# Instructions for the task:
Return each line that holds the word "drawn".

[Start Data entries]

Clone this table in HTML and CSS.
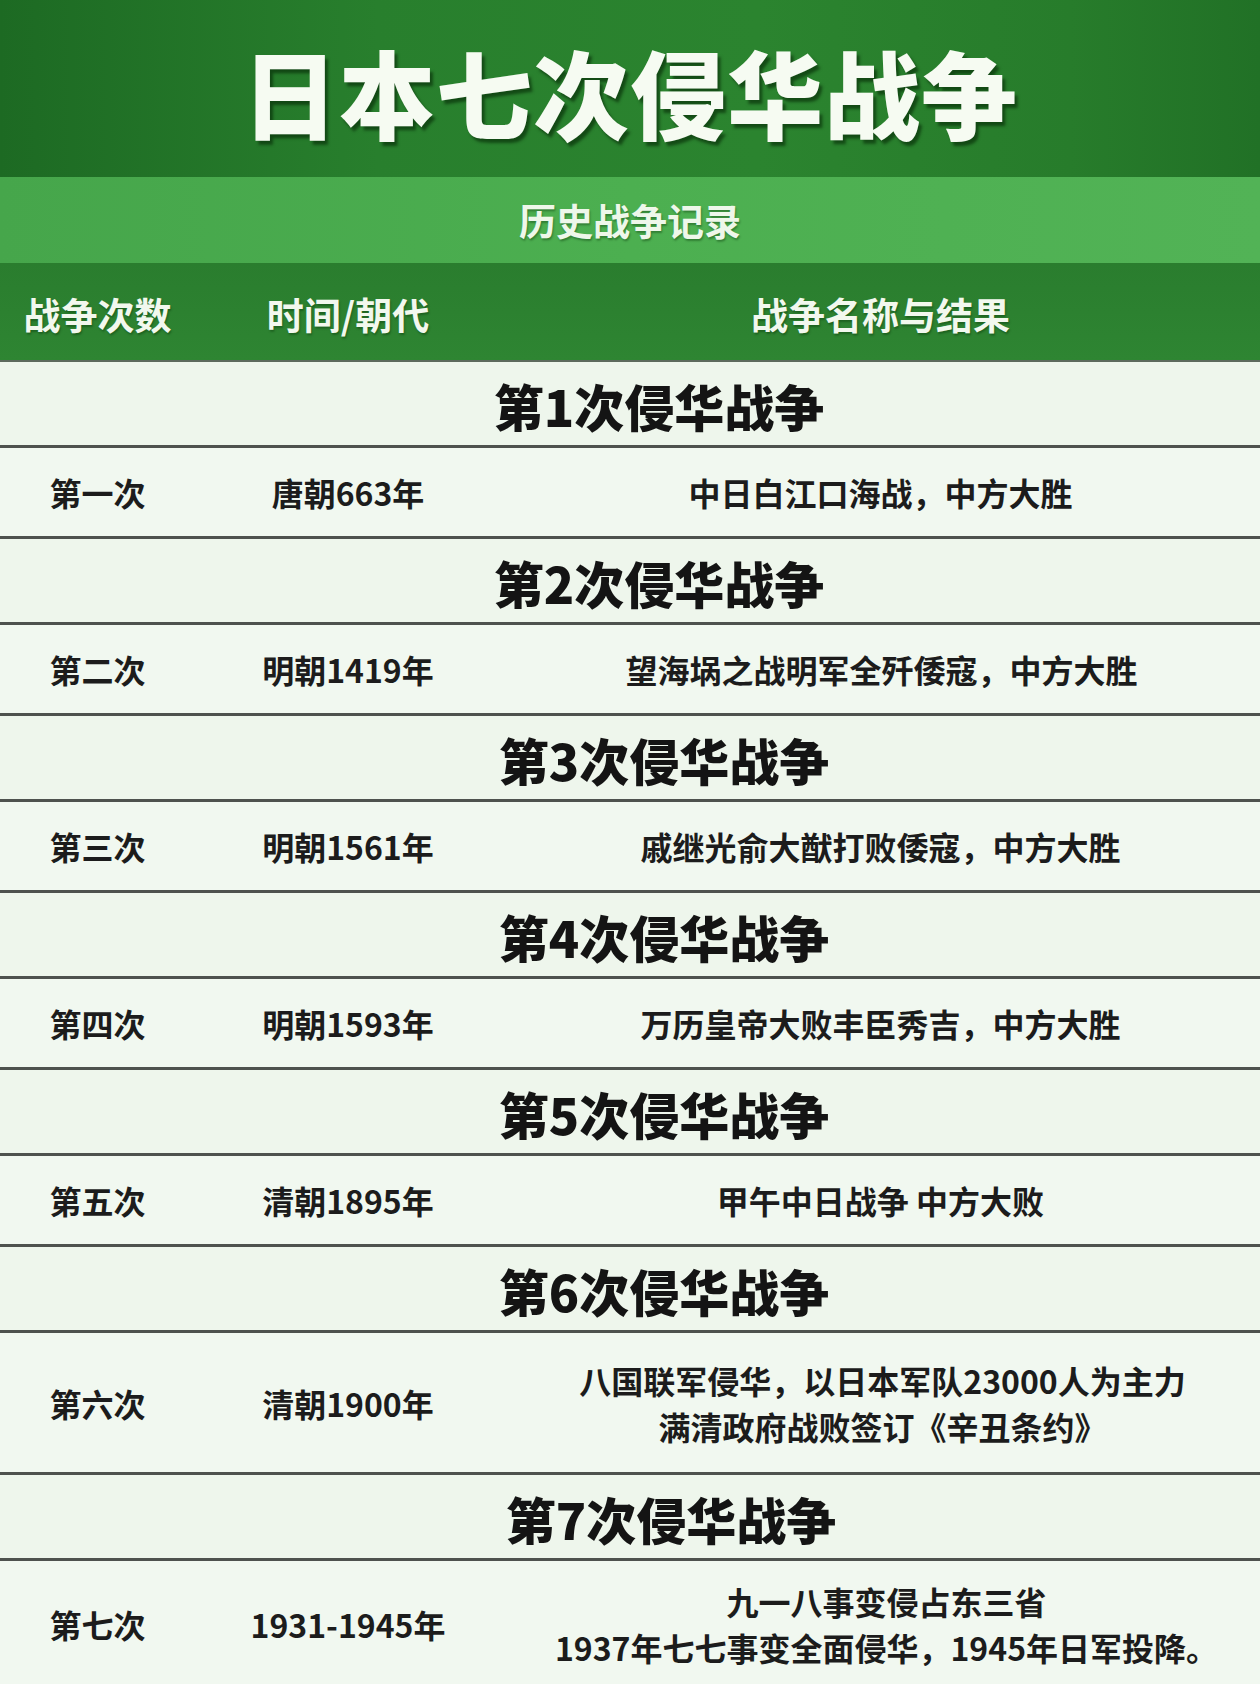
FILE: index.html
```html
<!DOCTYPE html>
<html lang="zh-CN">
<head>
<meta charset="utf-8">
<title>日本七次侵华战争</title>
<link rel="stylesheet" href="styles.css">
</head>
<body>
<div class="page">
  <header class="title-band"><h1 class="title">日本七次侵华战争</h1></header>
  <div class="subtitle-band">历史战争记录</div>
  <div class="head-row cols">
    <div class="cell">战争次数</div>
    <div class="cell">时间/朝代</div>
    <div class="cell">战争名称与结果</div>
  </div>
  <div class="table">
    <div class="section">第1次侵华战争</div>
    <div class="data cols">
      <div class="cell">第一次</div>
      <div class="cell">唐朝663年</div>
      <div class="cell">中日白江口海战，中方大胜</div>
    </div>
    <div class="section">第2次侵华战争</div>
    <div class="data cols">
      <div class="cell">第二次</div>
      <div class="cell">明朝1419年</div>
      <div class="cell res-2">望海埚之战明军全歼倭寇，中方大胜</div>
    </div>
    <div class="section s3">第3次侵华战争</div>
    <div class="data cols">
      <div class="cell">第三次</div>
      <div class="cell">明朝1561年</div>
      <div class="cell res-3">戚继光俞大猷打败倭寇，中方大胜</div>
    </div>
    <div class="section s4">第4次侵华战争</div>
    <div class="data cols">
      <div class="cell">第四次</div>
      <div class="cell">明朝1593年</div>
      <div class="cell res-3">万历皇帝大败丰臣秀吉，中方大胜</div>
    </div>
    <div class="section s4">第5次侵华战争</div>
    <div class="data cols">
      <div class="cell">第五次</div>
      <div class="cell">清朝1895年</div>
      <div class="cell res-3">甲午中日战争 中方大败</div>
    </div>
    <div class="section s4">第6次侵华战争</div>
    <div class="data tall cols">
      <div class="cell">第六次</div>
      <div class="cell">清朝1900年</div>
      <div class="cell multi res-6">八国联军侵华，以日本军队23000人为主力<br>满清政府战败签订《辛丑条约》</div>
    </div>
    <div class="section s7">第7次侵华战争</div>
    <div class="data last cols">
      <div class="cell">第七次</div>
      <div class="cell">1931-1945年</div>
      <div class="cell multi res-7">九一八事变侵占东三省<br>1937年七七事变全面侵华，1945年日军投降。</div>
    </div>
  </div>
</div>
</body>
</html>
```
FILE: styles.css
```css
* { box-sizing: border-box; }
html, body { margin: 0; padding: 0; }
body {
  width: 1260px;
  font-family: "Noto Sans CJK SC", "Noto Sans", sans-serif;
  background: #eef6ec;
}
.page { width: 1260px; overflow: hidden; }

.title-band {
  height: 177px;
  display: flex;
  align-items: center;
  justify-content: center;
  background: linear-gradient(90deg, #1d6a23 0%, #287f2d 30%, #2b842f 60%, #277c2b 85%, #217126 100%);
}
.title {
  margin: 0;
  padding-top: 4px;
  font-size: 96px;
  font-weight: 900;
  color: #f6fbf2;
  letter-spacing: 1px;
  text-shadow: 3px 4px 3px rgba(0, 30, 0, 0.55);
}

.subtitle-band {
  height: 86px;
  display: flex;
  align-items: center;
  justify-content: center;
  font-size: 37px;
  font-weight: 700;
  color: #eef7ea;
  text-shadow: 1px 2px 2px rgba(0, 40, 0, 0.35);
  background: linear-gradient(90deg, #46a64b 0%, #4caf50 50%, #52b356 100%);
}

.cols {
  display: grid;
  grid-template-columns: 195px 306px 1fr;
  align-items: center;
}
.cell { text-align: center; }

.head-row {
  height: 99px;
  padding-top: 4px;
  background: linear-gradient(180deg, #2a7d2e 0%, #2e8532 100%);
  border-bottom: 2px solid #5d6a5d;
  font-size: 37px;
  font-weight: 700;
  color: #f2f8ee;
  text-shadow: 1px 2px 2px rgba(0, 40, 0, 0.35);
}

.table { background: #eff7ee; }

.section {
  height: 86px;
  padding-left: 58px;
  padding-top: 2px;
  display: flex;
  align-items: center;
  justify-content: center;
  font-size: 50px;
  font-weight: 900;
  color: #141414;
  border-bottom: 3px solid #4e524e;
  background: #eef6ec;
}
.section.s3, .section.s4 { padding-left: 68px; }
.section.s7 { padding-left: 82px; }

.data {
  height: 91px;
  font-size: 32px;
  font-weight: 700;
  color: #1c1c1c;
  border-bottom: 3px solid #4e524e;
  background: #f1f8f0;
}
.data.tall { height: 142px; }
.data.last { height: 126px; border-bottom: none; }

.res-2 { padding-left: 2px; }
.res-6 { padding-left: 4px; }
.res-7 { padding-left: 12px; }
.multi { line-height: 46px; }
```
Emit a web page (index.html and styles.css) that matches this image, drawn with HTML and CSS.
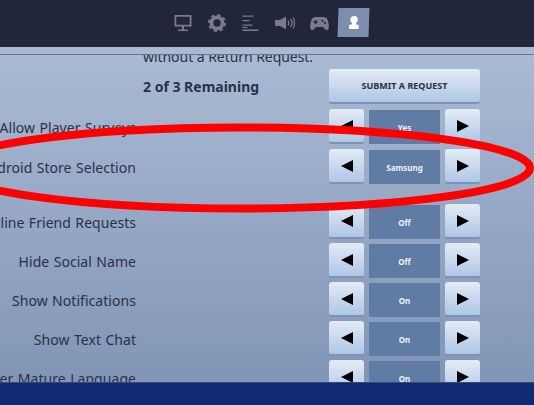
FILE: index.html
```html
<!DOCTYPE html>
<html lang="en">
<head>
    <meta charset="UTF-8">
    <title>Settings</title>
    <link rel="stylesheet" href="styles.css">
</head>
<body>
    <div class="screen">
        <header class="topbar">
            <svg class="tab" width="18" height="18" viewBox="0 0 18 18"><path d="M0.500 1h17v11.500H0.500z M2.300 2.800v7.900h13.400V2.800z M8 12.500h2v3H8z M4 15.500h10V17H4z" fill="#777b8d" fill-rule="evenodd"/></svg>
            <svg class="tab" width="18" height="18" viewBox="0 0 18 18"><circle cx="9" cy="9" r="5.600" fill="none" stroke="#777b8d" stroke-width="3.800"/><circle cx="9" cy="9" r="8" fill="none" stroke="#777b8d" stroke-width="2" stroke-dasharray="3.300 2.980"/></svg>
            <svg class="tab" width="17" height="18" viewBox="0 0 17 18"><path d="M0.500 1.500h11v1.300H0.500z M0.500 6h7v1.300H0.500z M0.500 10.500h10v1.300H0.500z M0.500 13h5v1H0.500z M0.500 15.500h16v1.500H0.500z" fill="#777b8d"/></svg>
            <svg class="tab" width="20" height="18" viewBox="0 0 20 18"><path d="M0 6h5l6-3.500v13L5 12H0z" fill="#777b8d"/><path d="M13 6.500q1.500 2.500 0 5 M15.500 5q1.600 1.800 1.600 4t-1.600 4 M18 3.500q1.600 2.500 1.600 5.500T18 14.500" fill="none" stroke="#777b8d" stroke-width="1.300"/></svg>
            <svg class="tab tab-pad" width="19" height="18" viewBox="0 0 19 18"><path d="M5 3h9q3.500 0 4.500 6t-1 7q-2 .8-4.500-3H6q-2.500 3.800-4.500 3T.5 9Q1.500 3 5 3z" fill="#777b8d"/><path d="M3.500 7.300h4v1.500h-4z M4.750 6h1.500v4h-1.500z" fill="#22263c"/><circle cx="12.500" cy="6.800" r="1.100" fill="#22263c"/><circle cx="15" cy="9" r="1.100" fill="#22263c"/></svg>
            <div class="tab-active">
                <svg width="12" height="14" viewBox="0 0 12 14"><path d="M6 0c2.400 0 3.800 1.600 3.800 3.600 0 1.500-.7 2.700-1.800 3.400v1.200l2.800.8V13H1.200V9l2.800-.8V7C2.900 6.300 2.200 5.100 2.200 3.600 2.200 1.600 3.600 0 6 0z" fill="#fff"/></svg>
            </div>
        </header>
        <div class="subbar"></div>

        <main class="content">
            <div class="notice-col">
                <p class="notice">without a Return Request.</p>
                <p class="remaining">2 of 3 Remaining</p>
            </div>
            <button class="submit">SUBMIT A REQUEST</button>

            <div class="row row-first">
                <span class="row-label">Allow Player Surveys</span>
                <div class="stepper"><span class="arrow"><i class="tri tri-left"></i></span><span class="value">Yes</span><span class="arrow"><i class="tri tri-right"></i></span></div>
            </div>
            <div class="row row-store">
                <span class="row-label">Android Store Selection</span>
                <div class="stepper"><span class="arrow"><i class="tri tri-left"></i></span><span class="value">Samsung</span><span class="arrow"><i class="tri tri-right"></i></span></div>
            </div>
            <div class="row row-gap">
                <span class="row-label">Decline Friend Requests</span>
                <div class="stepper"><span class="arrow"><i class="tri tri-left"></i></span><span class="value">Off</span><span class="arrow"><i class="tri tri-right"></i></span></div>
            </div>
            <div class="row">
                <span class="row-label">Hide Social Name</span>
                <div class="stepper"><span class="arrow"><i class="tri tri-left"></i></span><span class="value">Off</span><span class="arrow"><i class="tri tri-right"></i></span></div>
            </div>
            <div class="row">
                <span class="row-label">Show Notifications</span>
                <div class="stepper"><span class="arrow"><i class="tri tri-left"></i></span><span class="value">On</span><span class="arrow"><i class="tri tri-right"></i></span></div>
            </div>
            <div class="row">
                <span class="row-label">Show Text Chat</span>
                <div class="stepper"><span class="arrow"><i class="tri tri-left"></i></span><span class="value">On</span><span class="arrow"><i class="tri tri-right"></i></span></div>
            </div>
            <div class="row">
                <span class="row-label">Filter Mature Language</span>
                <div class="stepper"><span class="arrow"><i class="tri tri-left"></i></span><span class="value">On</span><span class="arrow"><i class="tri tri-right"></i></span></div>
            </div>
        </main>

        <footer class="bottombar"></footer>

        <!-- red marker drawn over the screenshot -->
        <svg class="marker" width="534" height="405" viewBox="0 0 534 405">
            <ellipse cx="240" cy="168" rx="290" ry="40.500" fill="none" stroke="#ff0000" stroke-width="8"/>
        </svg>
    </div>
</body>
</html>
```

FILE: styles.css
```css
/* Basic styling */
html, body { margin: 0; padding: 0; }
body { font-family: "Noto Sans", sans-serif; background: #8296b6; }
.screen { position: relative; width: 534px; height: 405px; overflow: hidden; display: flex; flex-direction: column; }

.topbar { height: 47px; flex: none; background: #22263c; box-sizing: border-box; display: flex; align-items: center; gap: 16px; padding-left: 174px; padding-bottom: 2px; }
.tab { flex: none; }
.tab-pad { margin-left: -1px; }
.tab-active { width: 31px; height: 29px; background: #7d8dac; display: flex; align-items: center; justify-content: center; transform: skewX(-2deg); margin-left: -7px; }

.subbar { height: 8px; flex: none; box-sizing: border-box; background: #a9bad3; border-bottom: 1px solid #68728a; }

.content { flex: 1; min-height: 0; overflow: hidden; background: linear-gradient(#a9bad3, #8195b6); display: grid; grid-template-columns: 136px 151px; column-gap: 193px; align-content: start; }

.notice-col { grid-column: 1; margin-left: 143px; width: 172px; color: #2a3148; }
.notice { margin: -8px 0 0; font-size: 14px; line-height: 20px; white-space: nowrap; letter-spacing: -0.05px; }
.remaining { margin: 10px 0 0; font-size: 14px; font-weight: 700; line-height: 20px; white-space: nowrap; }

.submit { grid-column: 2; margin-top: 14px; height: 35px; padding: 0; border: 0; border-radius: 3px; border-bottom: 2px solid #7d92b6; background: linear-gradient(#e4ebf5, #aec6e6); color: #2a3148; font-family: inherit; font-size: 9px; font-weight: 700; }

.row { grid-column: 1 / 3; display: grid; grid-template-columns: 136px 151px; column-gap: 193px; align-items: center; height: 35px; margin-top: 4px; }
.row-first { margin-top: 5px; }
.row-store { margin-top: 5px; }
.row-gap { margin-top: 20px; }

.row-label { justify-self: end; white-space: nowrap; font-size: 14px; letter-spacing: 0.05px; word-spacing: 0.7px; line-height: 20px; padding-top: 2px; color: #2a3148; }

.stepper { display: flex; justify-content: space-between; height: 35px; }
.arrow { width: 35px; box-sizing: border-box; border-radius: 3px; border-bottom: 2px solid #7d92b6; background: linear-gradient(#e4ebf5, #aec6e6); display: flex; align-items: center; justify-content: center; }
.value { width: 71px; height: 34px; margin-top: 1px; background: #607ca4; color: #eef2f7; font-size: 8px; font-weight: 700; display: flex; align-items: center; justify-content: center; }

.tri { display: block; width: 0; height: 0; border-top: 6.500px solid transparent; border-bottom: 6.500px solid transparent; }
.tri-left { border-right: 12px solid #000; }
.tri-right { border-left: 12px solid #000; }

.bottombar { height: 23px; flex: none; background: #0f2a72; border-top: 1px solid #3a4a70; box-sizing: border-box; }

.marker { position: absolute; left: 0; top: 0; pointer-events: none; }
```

[End Data entries]

# Solution for this exercise:
Emit a web page (index.html and styles.css) that matches this image, drawn with HTML and CSS.
        <!-- red marker drawn over the screenshot -->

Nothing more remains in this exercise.